# UK self-employed: simplified AMAP method vs actual costs

> UK sole traders choose between flat-rate AMAPs and the actual-cost method. Comparison.

**Author:** James Mitchell — UK Tax Specialist (HMRC)  
**Published:** 2026-04-09  
**Updated:** 2026-04-28  
**URL:** https://quilometragem.com/blog/uk-self-employed-simplified-amap-method-vs-actual-costs

**TL;DR:** UK sole traders choose between flat-rate AMAPs and the actual-cost method.

- A UK sole trader (and many partners in partnerships) can deduct vehicle expenses using either: A — Simplified flat rate (AMAP-style): 45p/mile for the first 10,000 business miles in the basis period, 25p/mile thereafter.
- Once you choose simplified for a vehicle, you must keep it until you stop using that vehicle for business.
- Tom is a freelance designer who drives 12,000 business miles per year in a 2-year-old VW Polo (purchase price £14,000).
- For simplified method: just keep a mileage log with date, miles, purpose.
- If you're VAT-registered, neither method changes how you reclaim input VAT on fuel.

## Two methods, one choice

A UK sole trader (and many partners in partnerships) can deduct vehicle expenses using either:

**A — Simplified flat rate (AMAP-style)**: 45p/mile for the first 10,000 business miles in the basis period, 25p/mile thereafter.[^hmrc-simplified-80] No claim for actual fuel, repairs, insurance, depreciation.
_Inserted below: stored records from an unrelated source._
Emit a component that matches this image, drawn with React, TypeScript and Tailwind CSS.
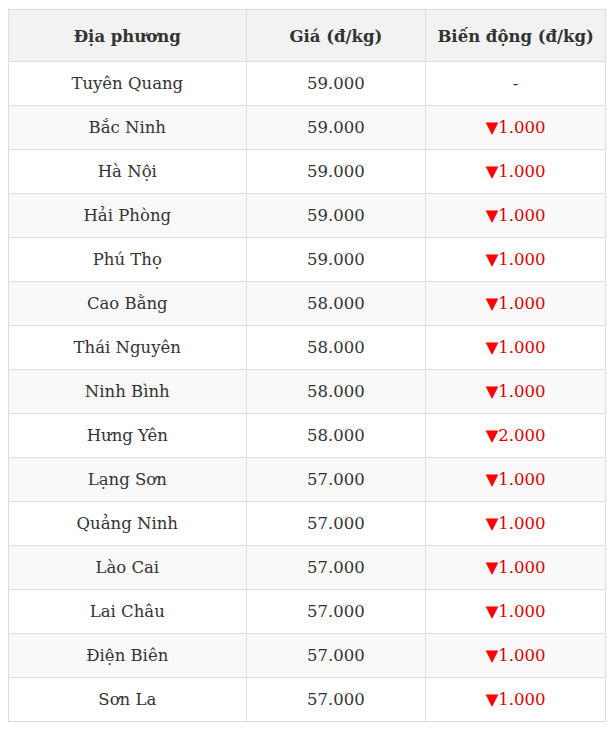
import React from "react";

const rows: [string, string, string | null][] = [
  ["Tuyên Quang", "59.000", null],
  ["Bắc Ninh", "59.000", "1.000"],
  ["Hà Nội", "59.000", "1.000"],
  ["Hải Phòng", "59.000", "1.000"],
  ["Phú Thọ", "59.000", "1.000"],
  ["Cao Bằng", "58.000", "1.000"],
  ["Thái Nguyên", "58.000", "1.000"],
  ["Ninh Bình", "58.000", "1.000"],
  ["Hưng Yên", "58.000", "2.000"],
  ["Lạng Sơn", "57.000", "1.000"],
  ["Quảng Ninh", "57.000", "1.000"],
  ["Lào Cai", "57.000", "1.000"],
  ["Lai Châu", "57.000", "1.000"],
  ["Điện Biên", "57.000", "1.000"],
  ["Sơn La", "57.000", "1.000"],
];

export default function App() {
  return (
    <div className="bg-white pl-2 pt-[9px] text-[#333]" style={{ fontFamily: '"DejaVu Serif", serif' }}>
      <table className="w-[598px] border-collapse text-center text-[16.5px]">
        <thead>
          <tr className="h-[52px] bg-[#f2f2f2]">
            <th className="w-[238px] border border-[#ddd] pt-[3px] font-bold">Địa phương</th>
            <th className="w-[180px] border border-[#ddd] pt-[3px] font-bold">Giá (đ/kg)</th>
            <th className="w-[180px] border border-[#ddd] pt-[3px] font-bold">Biến động (đ/kg)</th>
          </tr>
        </thead>
        <tbody>
          {rows.map(([name, price, change], i) => (
            <tr key={name} className={`h-[44px] ${i % 2 === 1 ? "bg-[#f9f9f9]" : "bg-white"}`}>
              <td className="border border-[#ddd] pt-[2px]">{name}</td>
              <td className="border border-[#ddd] pt-[2px]">{price}</td>
              <td className="border border-[#ddd] pt-[2px]">
                {change ? (
                  <span className="text-[#e00000]">
                    <span className="text-[#ff0000]">▼</span>
                    {change}
                  </span>
                ) : (
                  "-"
                )}
              </td>
            </tr>
          ))}
        </tbody>
      </table>
    </div>
  );
}
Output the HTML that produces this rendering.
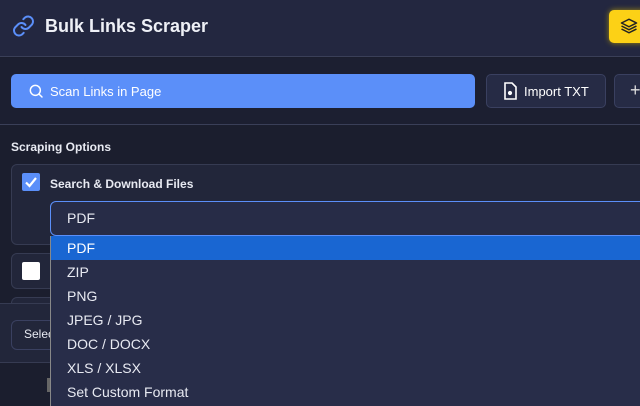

Tolls and parking still claimed separately.

**B — Actual costs**: claim the business proportion of every running expense (fuel, repairs, insurance, MOT, road tax) plus capital allowances on the vehicle. Requires a percentage split based on business vs private mileage.

## When the simplified method wins

- Lower-mileage sole traders who don't want to track every petrol receipt.
- Newer vehicles with high depreciation that would otherwise lock you into capital allowances for years.
- Anyone who values time over a few hundred pounds: 95% of sole traders we work with prefer the simplified method.

Once you choose simplified for a vehicle, you must keep it until you stop using that vehicle for business. You can't flip year by year.

## When actual costs win

- High-mileage sole traders (>15,000 business miles/year) where actual fuel + maintenance + capital allowances exceeds AMAPs.
- Owners of expensive vehicles (>£20,000) where capital allowances at 18% or 6% main pool/special rate are material.
- Electric vehicles where the first-year allowance can give a significant tax saving.

## Worked comparison

Tom is a freelance designer who drives 12,000 business miles per year in a 2-year-old VW Polo (purchase price £14,000). His total annual miles are 18,000 (so business use is 67%).

**Method A (simplified)**: 10,000 × 45p + 2,000 × 25p = £4,500 + £500 = £5,000.

**Method B (actual)**:
- Fuel: £1,800 × 67% = £1,206.
- Insurance: £750 × 67% = £502.
- MOT + service: £450 × 67% = £301.
- Road tax: £165 × 67% = £110.
- Capital allowances (18% main pool): £14,000 × 18% × 67% = £1,688.
- Total: £3,807.

In Tom's case, simplified wins by £1,193.

## Practical record-keeping

For simplified method: just keep a mileage log with date, miles, purpose. That's it. Quilometragem PDF receipts are sufficient.

For actual costs: keep every receipt for fuel, repairs, insurance, plus a complete mileage log to compute the business proportion. Significantly more admin.

## VAT (if registered)

If you're VAT-registered, neither method changes how you reclaim input VAT on fuel. You still need fuel VAT receipts and apply Advisory Fuel Rates to compute reclaimable VAT on the business proportion.

## Bottom line for 2026

For most UK sole traders driving under 15,000 business miles in a vehicle under £20,000, the simplified method is faster, lower-risk and almost always preferable. Switch to actual costs only if you've modelled the numbers and the gap is meaningful.